After over two decades of experience as a graphic designer, Helen Hayes decided to switch gears and returned to college to study fashion design. One year after she graduated, she launched her eponymous label. Known for combining simple silhouettes with intricate finishes, one piece can take up to 70 hours to create.

I grew up on a farm in Tipperary where I was introduced to traditional handcrafts from a very early age. 

Initially, I pursued a career in graphic design, before deciding to return to college and study at the Grafton Academy of Fashion Design. I graduated in 2015 and set up my own label the following year.  

I started my label slowly, intent on finding my niche. 

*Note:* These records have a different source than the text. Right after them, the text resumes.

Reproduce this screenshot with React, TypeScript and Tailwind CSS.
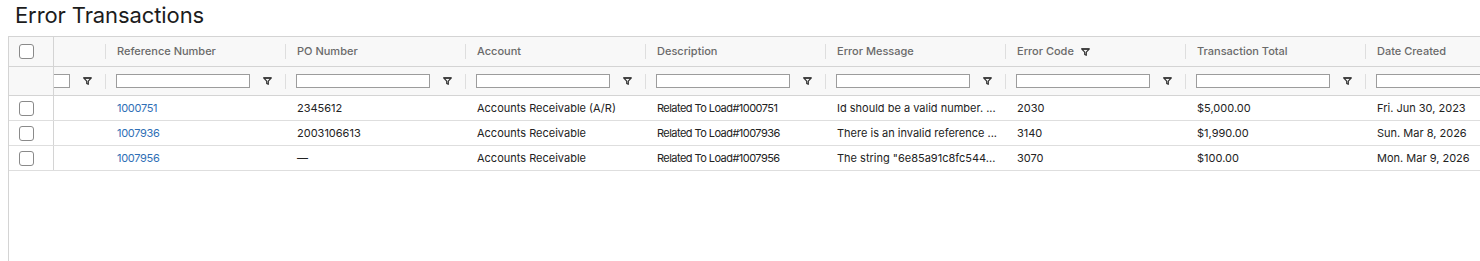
import React from "react";

const cols = [
  "",
  "Reference Number",
  "PO Number",
  "Account",
  "Description",
  "Error Message",
  "Error Code",
  "Transaction Total",
  "Date Created",
];

const rows = [
  ["1000751", "2345612", "Accounts Receivable (A/R)", "Related To Load#1000751", "Id should be a valid number. ...", "2030", "$5,000.00", "Fri. Jun 30, 2023"],
  ["1007936", "2003106613", "Accounts Receivable", "Related To Load#1007936", "There is an invalid reference ...", "3140", "$1,990.00", "Sun. Mar 8, 2026"],
  ["1007956", "—", "Accounts Receivable", "Related To Load#1007956", "The string \"6e85a91c8fc544...", "3070", "$100.00", "Mon. Mar 9, 2026"],
];

function FilterIcon() {
  return (
    <svg width="9" height="8" viewBox="0 0 9 8" className="shrink-0">
      <path d="M0.6 0.8 H8.4 L5.3 4.2 V7.3 L3.7 6.4 V4.2 Z" fill="none" stroke="#333" strokeWidth="1.2" strokeLinejoin="round" />
      <path d="M1 1.1 H8" stroke="#333" strokeWidth="1.4" />
    </svg>
  );
}

function Sep() {
  return <div className="w-px h-[15px] bg-[#dedede] shrink-0" />;
}

function Checkbox() {
  return <div className="w-[15px] h-[15px] rounded-[3px] border border-[#8a8a8a] bg-white" />;
}

export default function App() {
  return (
    <div className="w-[1480px] h-[261px] bg-white overflow-hidden font-['Inter','Noto_Sans',sans-serif]">
      <div className="h-9 pl-[15px] text-[22px] leading-[30px] text-[#1c1c1c] tracking-[-0.1px]">Error Transactions</div>
      <div className="ml-2 h-[225px] border-l border-t border-[#d4d4d4] overflow-hidden">
        {/* header */}
        <div className="flex h-[30px] border-b border-[#d4d4d4] bg-[#f8f8f8]">
          <div className="w-[45px] shrink-0 border-r border-[#d4d4d4] flex items-center pl-[10px]">
            <Checkbox />
          </div>
          <div className="flex-1 overflow-hidden">
            <div className="flex h-full -ml-[128px] w-max">
              {cols.map((c, i) => (
                <div key={i} className="w-[180px] h-full flex items-center">
                  <div className="flex-1 flex items-center pl-[11px] text-[11px] text-[#6a6a6a] font-medium">
                    {c}
                    {c === "Error Code" && (
                      <span className="ml-[7px] flex">
                        <FilterIcon />
                      </span>
                    )}
                  </div>
                  <Sep />
                </div>
              ))}
            </div>
          </div>
        </div>
        {/* filter row */}
        <div className="flex h-[29px] border-b border-[#d4d4d4] bg-[#f8f8f8]">
          <div className="w-[45px] shrink-0 border-r border-[#d4d4d4]" />
          <div className="flex-1 overflow-hidden">
            <div className="flex h-full -ml-[128px] w-max">
              {cols.map((c, i) => (
                <div key={i} className="w-[180px] h-full flex items-center pl-[10px]">
                  <div className="w-[134px] h-[14px] border border-[#9c9c9c] bg-white shrink-0" />
                  <div className="flex-1 flex justify-center">
                    <FilterIcon />
                  </div>
                  <Sep />
                </div>
              ))}
            </div>
          </div>
        </div>
        {/* data rows */}
        {rows.map((r, ri) => (
          <div key={ri} className="flex h-[25px] border-b border-[#dedede] bg-white">
            <div className="w-[45px] shrink-0 border-r border-[#d4d4d4] flex items-center pl-[10px]">
              <Checkbox />
            </div>
            <div className="flex-1 overflow-hidden">
              <div className="flex h-full -ml-[128px] w-max">
                <div className="w-[180px] h-full" />
                {r.map((v, i) => (
                  <div
                    key={i}
                    className={
                      "w-[180px] h-full flex items-center pl-[11px] text-[11px] whitespace-nowrap " +
                      (i === 0 ? "text-[#2f6fb6] tracking-[-0.3px] " : "text-[#222222] ") +
                      (i === 3 ? "tracking-[-0.55px]" : "")
                    }
                  >
                    {v}
                  </div>
                ))}
              </div>
            </div>
          </div>
        ))}
      </div>
    </div>
  );
}
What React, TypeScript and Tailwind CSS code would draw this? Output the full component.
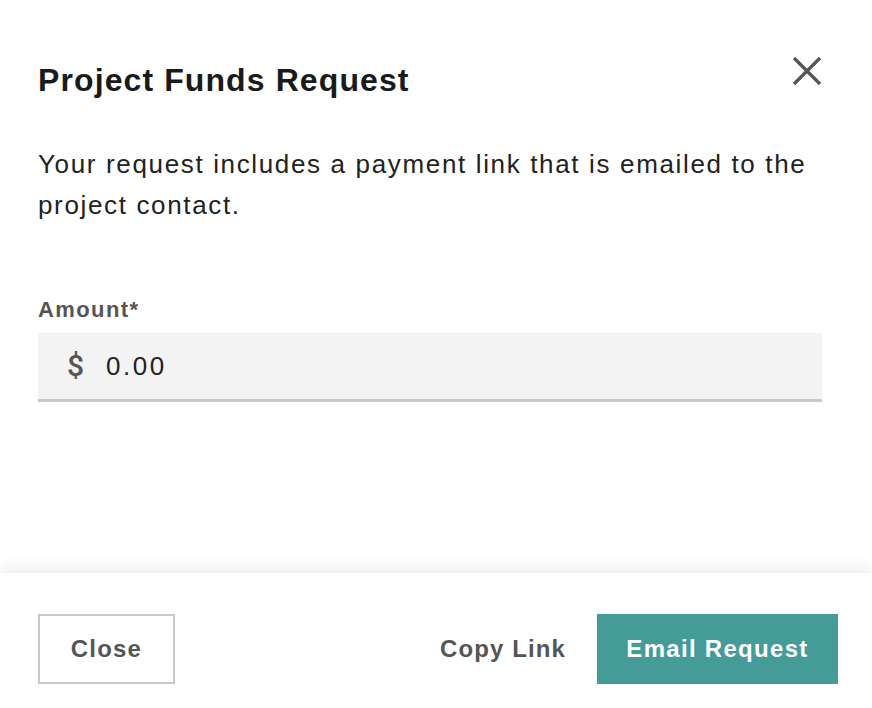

Over time, I have realised that in each collection I have made, the garments have highlighted the handcrafted techniques I first learnt as a child. Women like the tactile nature of my work and how the carefully considered details make them feel while wearing the pieces. My mission is to build my label, rooted in these traditional techniques and use them to inspire new innovative approaches. I aim to reimagine these methods in a subtle way while maintaining a strong focus on the exquisite craftsmanship of couture. 

I was always interested in art and design and first studied graphic design at the Limerick School of Art & Design. 

I think my studies there and my years working in that industry helped shape my approach to fashion, to some extent. 

Early on, I realised I couldn’t compete with the major labels. 

Instead, I chose to focus on craftsmanship and the couture end of the market so I make each piece to order. I made my first ready-to-wear collection for the Create pop-up in Brown Thomas, introducing my white shirts, black waistcoats and square bags there. These have become my signature pieces and reflect my commitment to highlighting handcrafted techniques in new and innovative ways. The ribbon dresses are more recent additions, adding a new textural element to my designs. 

I am a member of the Council of Irish Fashion Designers and I’m so impressed with the diversity of the group.  

Each of these small labels is working hard in a difficult industry. It is chaired by Eddie Shanahan and he does an incredible job for us all. 

Money was a concern initially but I started slowly and have continued trying to balance creativity with practical financial considerations. 

In fashion, as with so many industries, creating a product requires upfront investment in materials, creating a website, marketing and more. Find your niche area and develop it. 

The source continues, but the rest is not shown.